As well as his iPod. During a walk with the photographer through the New York Meatpacking District he pulls the newest model out of his trouser pocket. He’s obviously proud. There are 10,000 songs stored on this. “Have you ever seen it?” he wants to know jokingly. “Eclectic” is how he describes the music on his iPod, he says, widely uncommon. Fadell owns 3500 CDs and 120 gigabyte digital song files, around 4,000 hours of music. Detroit rock is his favourite. He likes the device because he doesn’t have to drag CDs around, but still has a considerable part of his collection with him. “On my iPod, I download what I can find.” And on the iPods of others he constantly discovers new music. “Before I thought nothing was cooler than going to a friend’s house and comparing their CDs with mine”, says Fadell. “Now I can do it with one hand, anytime. My friends always have their music with them.”
What types of portable gadgets will we be showered with in five or ten years? He doesn’t want to be an oracle. Only this much: “Historically, companies with portable music players have achieved high profits.” Fadell is of course thinking about the Walkman from Sony.
Tony Fadell has lived in Silicon Valley for seventeen years, the valley of technology and monetary dreams. The internet boom in the nineties produced more multi-millionaires between San Francisco and San Jose than anywhere else. Then the stock market crashed and the valley emptied. “Many came for the fast money”, he says. Now engineers make the decisions again. The money-greedy talkers have disappeared. “I love the work, not the money.
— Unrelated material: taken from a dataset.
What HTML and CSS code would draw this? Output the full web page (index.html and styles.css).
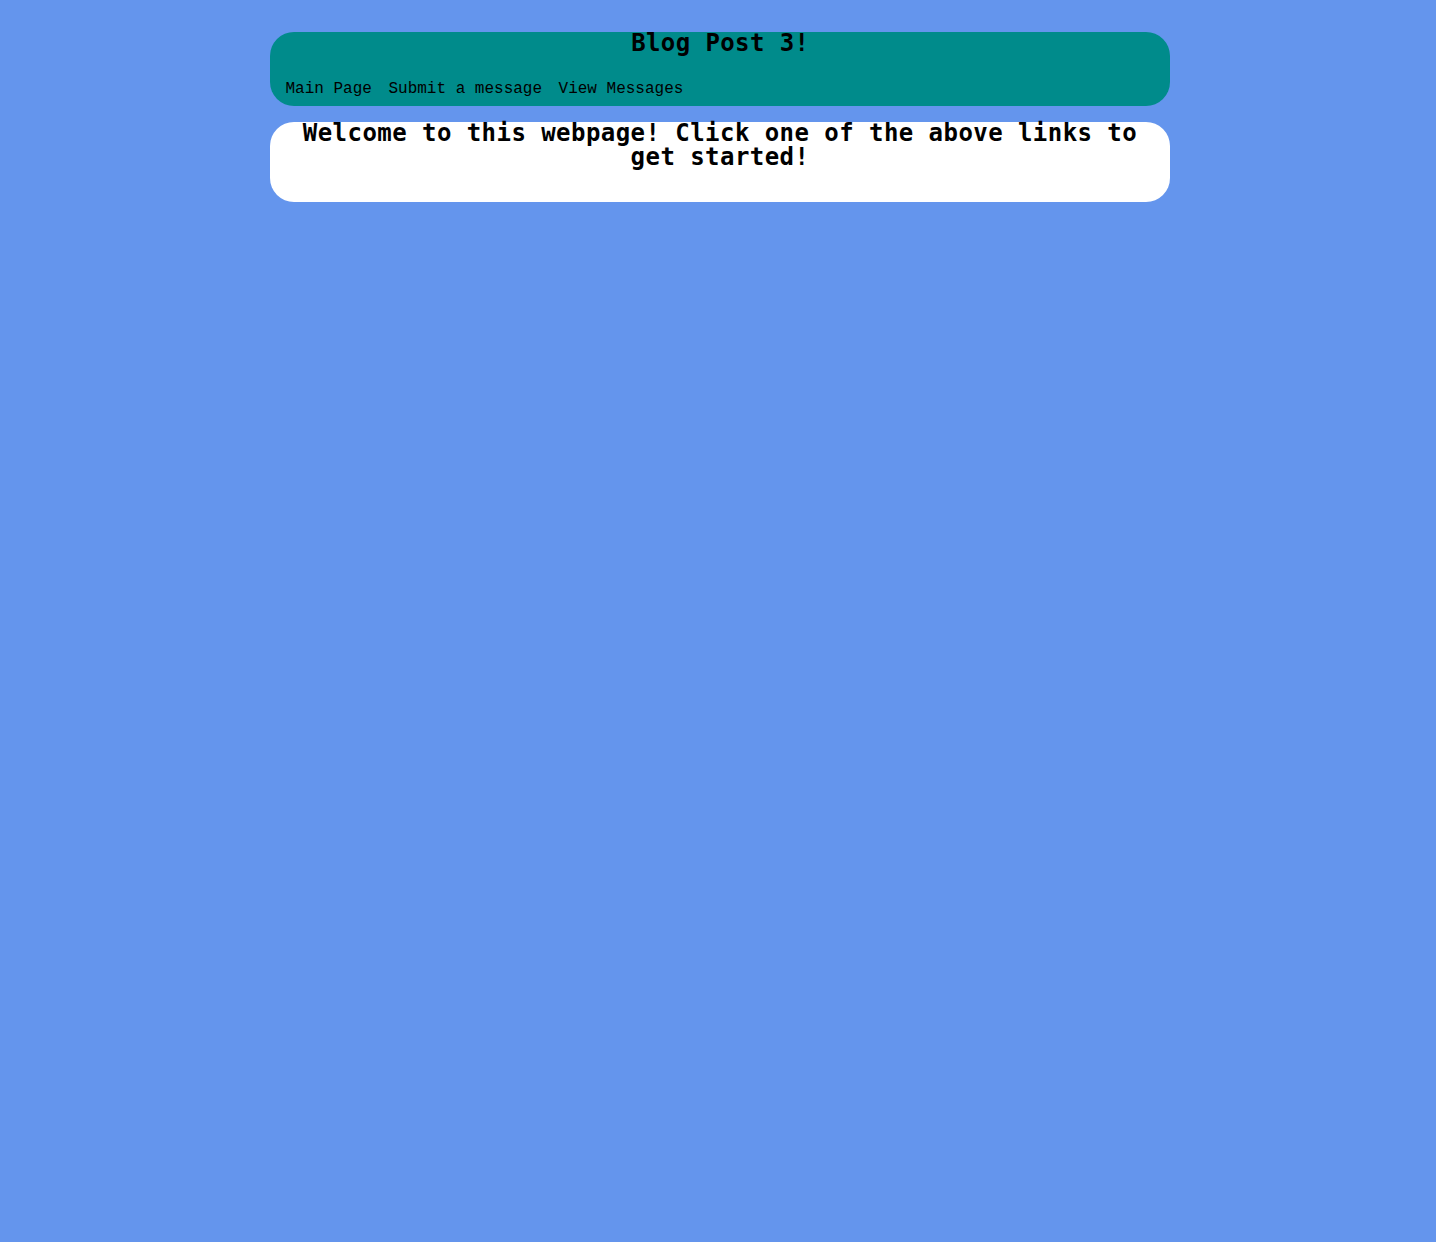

The money comes automatically.”
Nine years ago, the science magazine Fast Company predicted that the then 29-year old Fadell would be at 35, “one of the leaders in Silicon Valley”. Now 38, Fadell smiles about the quotation. “I am the leader of a large Apple team. Apple is leading technologically. I’m looking forward to still developing many new great products.” And the product that should make him world-famous? Maybe, he says, there will be a book one day about the history of the iPod. Tony Fadell will arguably be the one to write it.